Concernant l’action dirigée contre le sous-traitant lui-même, le Tribunal administratif s’est conformé à la position du Tribunal des Conflits[1],laquelle a évolué :

 

I.   Le tribunal compétent en cas d’action dirigée par le maître d’ouvrage  public[2]contre un sous-traitant

 

 1. La compétence initiale de la juridiction judiciaire

 

Le Tribunal des Conflits, dans une décision du 18 juin 2007[3], se prononçait sur la compétence de la juridiction judiciaire lorsqu’une action en responsabilité quasi délictuelle était dirigée par le maître de l’ouvrage contre le sous-traitant d’un marché de travaux publics, et ce pour deux raisons :

                      1) Il n'existe aucun contrat entre le maître de l'ouvrage et le sous-traitant; 

                      2) L'action a pour seul fondement des fautes constituées d'éventuels manquements

                          du sous-traitant à ses obligations contractuelles.

 

 

 

                  2. L’évolution : la compétence de la juridiction administrative

 

 

Le Tribunal des Conflits a précisé, dans une décision du 02 juin 2008[4], que « le litige né de l’exécution d’un marché de travaux publics et opposant des participants à l’exécution de ces travaux ressort à la compétence des juridictions de l’ordre administratif, sauf si les parties en cause sont liées par un contrat de droit privé ».

 

 1)     L’action formée contre l’assureur du sous-traitant

 

En conséquence, l’action formée par une commune contre l’assureur, qu’il s’agisse de l’assureur de l’entreprise titulaire du marché de travaux ou de l’assureur d’un sous-traitant titulaire d’un marché public de travaux relève des juridictions judiciaires.

 

 En effet, une telle action est relative à l’exécution d’un contrat de droit privé passé entre le sous-traitant et l’assureur.

 

 Le Tribunal administratif de STRASBOURG a fait application de ce principe[5], en précisant que l’obligation de l’assureur du sous-traitant de réparer le préjudice de la victime est une obligation de droit privé. En conséquence, l’action exercée contre cet assureur relève de la compétence des tribunaux de l’ordre judiciaire.

 

 2)     L’action formée contre le sous-traitant lui-même

 

En revanche, l’action en responsabilité fondée sur la garantie décennale formée par une commune contre un sous-traitant du titulaire du marché public relève de la compétence des juridictions de l’ordre administratif.

 

  Ø  Cette décision consacre le caractère dit « attractif » des travaux publics[6].

 

 

 2ème partie en ligne prochainement.

 

 

 



[1] Institué par la Constitution de 1848, supprimé puis réinstauré par une loi du 24 mai 1872, le Tribunal des Conflits, organe paritaire, a pour mission de résoudre les conflits de compétence entre les juridictions judiciaires et les juridictions administratives.

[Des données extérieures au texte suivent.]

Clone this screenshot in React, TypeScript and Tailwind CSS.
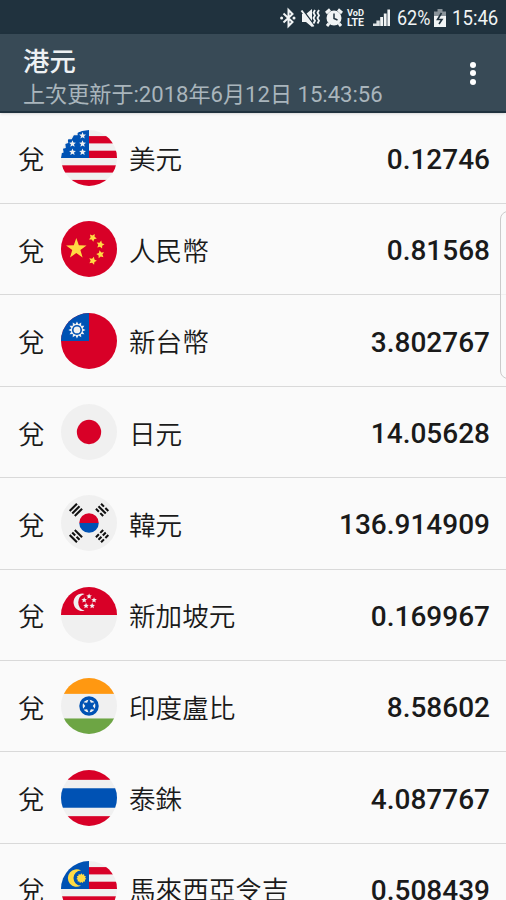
import type { ReactNode } from 'react';

const RED = '#d80027';
const BLUE = '#0052b4';
const LIGHT = '#f0f0f0';
const YELLOW = '#ffda44';

function starPoints(cx: number, cy: number, r: number, spikes = 5, inner = 0.4, tilt = 0) {
  const points: string[] = [];
  for (let i = 0; i < spikes * 2; i++) {
    const radius = i % 2 === 0 ? r : r * inner;
    const angle = (Math.PI * i) / spikes - Math.PI / 2 + tilt;
    points.push(`${(cx + radius * Math.cos(angle)).toFixed(1)},${(cy + radius * Math.sin(angle)).toFixed(1)}`);
  }
  return points.join(' ');
}

function Flag({ id, base = LIGHT, children }: { id: string; base?: string; children: ReactNode }) {
  return (
    <svg viewBox="0 0 512 512" className="size-14 shrink-0">
      <clipPath id={id}>
        <circle cx="256" cy="256" r="256" />
      </clipPath>
      <g clipPath={`url(#${id})`}>
        <rect width="512" height="512" fill={base} />
        {children}
      </g>
    </svg>
  );
}

function Stripes() {
  return (
    <g fill={RED}>
      <rect x="245" y="55.7" width="267" height="66.8" />
      <rect x="245" y="189.2" width="267" height="66.8" />
      <rect y="322.8" width="512" height="66.8" />
      <rect y="456.3" width="512" height="55.7" />
    </g>
  );
}

function UsaFlag() {
  return (
    <Flag id="usa">
      <Stripes />
      <path d="M0 0H150L118 40L60 82L20 150L0 256z" fill="#fafafa" />
      <path
        fill={BLUE}
        d="M256 0C215 0 180 10 152 24V48H118L98 84H62L66 118L40 128L44 165L18 172L24 205L6 212L0 256H256z"
      />
      <g fill={LIGHT}>
        <polygon points={starPoints(197, 52, 33, 5, 0.45)} />
        <polygon points={starPoints(105, 126, 33, 5, 0.45)} />
        <polygon points={starPoints(197, 126, 33, 5, 0.45)} />
        <polygon points={starPoints(105, 202, 33, 5, 0.45)} />
        <polygon points={starPoints(197, 202, 33, 5, 0.45)} />
      </g>
    </Flag>
  );
}

function ChinaFlag() {
  return (
    <Flag id="china" base={RED}>
      <g fill={YELLOW}>
        <polygon points={starPoints(140, 254, 98)} />
        <polygon points={starPoints(290, 152, 38, 5, 0.5, 0.5)} />
        <polygon points={starPoints(360, 216, 38, 5, 0.5, 0.2)} />
        <polygon points={starPoints(360, 305, 38, 5, 0.5, -0.2)} />
        <polygon points={starPoints(290, 363, 38, 5, 0.5, 0.3)} />
      </g>
    </Flag>
  );
}

function TaiwanFlag() {
  return (
    <Flag id="taiwan" base={RED}>
      <rect width="256" height="256" fill={BLUE} />
      <polygon points={starPoints(146, 155, 78, 12, 0.68)} fill={LIGHT} />
      <circle cx="146" cy="155" r="46" fill={BLUE} />
      <circle cx="146" cy="155" r="31" fill={LIGHT} />
    </Flag>
  );
}

function JapanFlag() {
  return (
    <Flag id="japan">
      <circle cx="256" cy="256" r="111.3" fill={RED} />
    </Flag>
  );
}

// bars lists the three lines of a trigram, true for an unbroken one
function Trigram({ x, y, angle, bars }: { x: number; y: number; angle: number; bars: boolean[] }) {
  return (
    <g transform={`translate(${x} ${y}) rotate(${angle})`} stroke="#111" strokeWidth="19">
      {bars.map((solid, i) => (
        <path key={i} d={solid ? `M-47 ${(i - 1) * 33}H47` : `M-47 ${(i - 1) * 33}H-9M9 ${(i - 1) * 33}H47`} />
      ))}
    </g>
  );
}

function KoreaFlag() {
  return (
    <Flag id="korea">
      <path d="M167 256a89 89 0 0 1 178 0z" fill={RED} />
      <path d="M167 256a89 89 0 0 0 178 0z" fill={BLUE} />
      <Trigram x={136} y={136} angle={-45} bars={[true, true, true]} />
      <Trigram x={376} y={136} angle={45} bars={[false, true, false]} />
      <Trigram x={136} y={376} angle={45} bars={[true, false, true]} />
      <Trigram x={376} y={376} angle={-45} bars={[false, false, false]} />
    </Flag>
  );
}

function SingaporeFlag() {
  return (
    <Flag id="singapore">
      <rect width="512" height="256" fill={RED} />
      <g fill={LIGHT}>
        <path d="M216 63a80 80 0 1 0 0 154a80 80 0 0 1 0-154z" />
        <polygon points={starPoints(257, 86, 27, 5, 0.45)} />
        <polygon points={starPoints(302, 120, 27, 5, 0.45)} />
        <polygon points={starPoints(285, 172, 27, 5, 0.45)} />
        <polygon points={starPoints(229, 172, 27, 5, 0.45)} />
        <polygon points={starPoints(212, 120, 27, 5, 0.45)} />
      </g>
    </Flag>
  );
}

function IndiaFlag() {
  return (
    <Flag id="india">
      <rect width="512" height="145" fill="#ff9811" />
      <rect y="370" width="512" height="142" fill="#6da544" />
      <circle cx="256" cy="256" r="89" fill={BLUE} />
      <circle cx="256" cy="256" r="58" fill={LIGHT} />
      <polygon points={starPoints(256, 256, 68.7, 6, 0.5)} fill={BLUE} />
    </Flag>
  );
}

function ThailandFlag() {
  return (
    <Flag id="thailand">
      <rect width="512" height="90" fill={RED} />
      <rect y="167" width="512" height="178" fill={BLUE} />
      <rect y="422" width="512" height="90" fill={RED} />
    </Flag>
  );
}

function MalaysiaFlag() {
  return (
    <Flag id="malaysia">
      <Stripes />
      <rect width="256" height="256" fill={BLUE} />
      <path d="M183 87a80 80 0 1 0 0 138a67 67 0 1 1 0-138z" fill={YELLOW} />
      <polygon points={starPoints(186, 158, 46, 11, 0.75)} fill={YELLOW} />
    </Flag>
  );
}

const rates = [
  { name: '美元', value: '0.12746', flag: <UsaFlag /> },
  { name: '人民幣', value: '0.81568', flag: <ChinaFlag /> },
  { name: '新台幣', value: '3.802767', flag: <TaiwanFlag /> },
  { name: '日元', value: '14.05628', flag: <JapanFlag /> },
  { name: '韓元', value: '136.914909', flag: <KoreaFlag /> },
  { name: '新加坡元', value: '0.169967', flag: <SingaporeFlag /> },
  { name: '印度盧比', value: '8.58602', flag: <IndiaFlag /> },
  { name: '泰銖', value: '4.087767', flag: <ThailandFlag /> },
  { name: '馬來西亞令吉', value: '0.508439', flag: <MalaysiaFlag /> },
];

function StatusIcons() {
  return (
    <svg viewBox="0 0 114 34" className="h-[34px] w-[114px] shrink-0" fill="#f1f4f5">
      {/* bluetooth */}
      <path d="M3.5 13.5l9 8.5-4 4V10l4 4-9 8.5" fill="none" stroke="#f1f4f5" strokeWidth="2" />
      <circle cx="1.6" cy="18" r="1.5" />
      <circle cx="14" cy="18" r="1.5" />
      {/* muted, vibrate */}
      <path d="M22 14h4l6-5V27l-6-5h-4z" />
      <path d="M22.5 9.5l12 16" stroke="#20323e" strokeWidth="1.5" />
      <path d="M21.5 10.5l12 16" stroke="#f1f4f5" strokeWidth="2" />
      <path
        d="M35 10l-1.5 2.7 1.5 2.7-1.5 2.7 1.5 2.7-1.5 2.7M39 10l-1.5 2.7 1.5 2.7-1.5 2.7 1.5 2.7-1.5 2.7"
        fill="none"
        stroke="#f1f4f5"
        strokeWidth="1.8"
      />
      {/* alarm */}
      <circle cx="54" cy="18" r="7.5" />
      <path d="M46 13l4-3.5M62 13l-4-3.5M49 23.5L47 26M59 23.5l2 2.5" stroke="#f1f4f5" strokeWidth="3" />
      <path d="M54 13.5V18.5l3.5 1.5" fill="none" stroke="#20323e" strokeWidth="1.5" />
      {/* signal */}
      <path d="M93 23.5h3.4V26H93zM96.4 20.5h3.4v5.5h-3.4z" opacity=".9" />
      <path d="M100.2 17h2.8v9h-2.8zM103.8 13.5h2.8V26h-2.8zM107.4 9.5h2.6V26h-2.6z" />
      {/* VoLTE */}
      <g fontWeight="700" fontFamily="Roboto, sans-serif">
        <text x="67" y="16" fontSize="9" textLength="17" lengthAdjust="spacingAndGlyphs">
          VoD
        </text>
        <text x="67" y="26" fontSize="10.5" textLength="17" lengthAdjust="spacingAndGlyphs">
          LTE
        </text>
      </g>
    </svg>
  );
}

function StatusBar() {
  return (
    <div className="flex h-[34px] items-center bg-[#20323e] pl-[280px] text-xl leading-none text-[#f1f4f5]">
      <StatusIcons />
      <span className="ml-[3px] w-[37px] origin-left scale-x-[0.9] pt-[2px]">62%</span>
      <svg viewBox="0 0 12 18" className="mt-[1px] h-[18px] w-3 shrink-0" fill="#f1f4f5">
        <path d="M3.5 0h5v2.5H12V7H0V2.5h3.5z" opacity=".5" />
        <path d="M0 7h12v11H0z" />
        <path d="M7.5 4L3.5 10.5h4.5L5 15" fill="none" stroke="#20323e" strokeWidth="1.6" />
      </svg>
      <span className="ml-[6px] origin-left scale-x-[0.93] pt-[2px]">15:46</span>
    </div>
  );
}

export default function App() {
  return (
    <div
      lang="zh-Hant"
      className="relative h-[900px] w-[506px] overflow-hidden bg-[#fafafa] font-[Roboto,'Noto_Sans_CJK_TC',sans-serif]"
    >
      <StatusBar />

      <header className="flex h-[78.6px] items-center justify-between border-b-2 border-[#20323e] bg-[#384a56] pr-[30px] pl-[23px] shadow-sm">
        <div className="flex flex-col pt-[9px]">
          <h1 className="h-[34px] text-[26.4px] leading-[37px] font-medium text-[#eef1f3]">港元</h1>
          <p className="h-8 text-[22.1px] leading-8 text-[#a9b5bc]">上次更新于:2018年6月12日 15:43:56</p>
        </div>
        <div className="flex flex-col gap-[2.5px] pt-[2px]">
          <span className="size-[6px] rounded-full bg-white" />
          <span className="size-[6px] rounded-full bg-white" />
          <span className="size-[6px] rounded-full bg-white" />
        </div>
      </header>

      <ul>
        {rates.map((rate) => (
          <li
            key={rate.name}
            className="flex h-[91.4px] items-center border-b border-[#d9d9d9] pr-4 pl-[18px] text-[26.6px] text-[#1a1a1a]"
          >
            <span className="w-[43px] pt-[5px] font-[350]">兌</span>
            {rate.flag}
            <span className="ml-[12px] pt-[5px] font-[350]">{rate.name}</span>
            <span className="ml-auto pt-[4px] text-[28px] font-medium">{rate.value}</span>
          </li>
        ))}
      </ul>

      {/* edge panel handle, sits over the list */}
      <div className="absolute top-[211px] -right-3 h-[168px] w-[18px] rounded-lg border border-[#cbcbcb] bg-[#fafafa]/70" />
    </div>
  );
}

[2] Loi n°85-704 du 12 juillet 1985 (loi M.O.P.) : « Le maître d’ouvrage est la personne, mentionnée à l’article 1er, pour laquelle l’ouvrage est construit. Responsable principal de l’ouvrage, il remplit dans ce rôle une fonction d’intérêt général dont il ne peut se démettre ».

[3] Tribunal des Conflits, 18 juin 2007, Syndicat des copropriétaires de l’ensemble immobilier 6, Place de la Gare à la VARENNE SAINT HILAIRE.

[4] Tribunal des Conflits, 02 juin 2008, Souscripteur des Lloyd’s de Londres / Commune de Dainville.

[5] Ce principe avait déjà été rappelé antérieurement par le Tribunal des Conflits : cf. T. Conflits, 04 mars 2002, Assurances Générales de France / Union des Assurances de Paris et autres.

[6] Sur ce point, il convient de rappeler que le contentieux des travaux publics relève des tribunaux administratifs de par la loi du 28 Pluviôse An 8 (17 février 1800).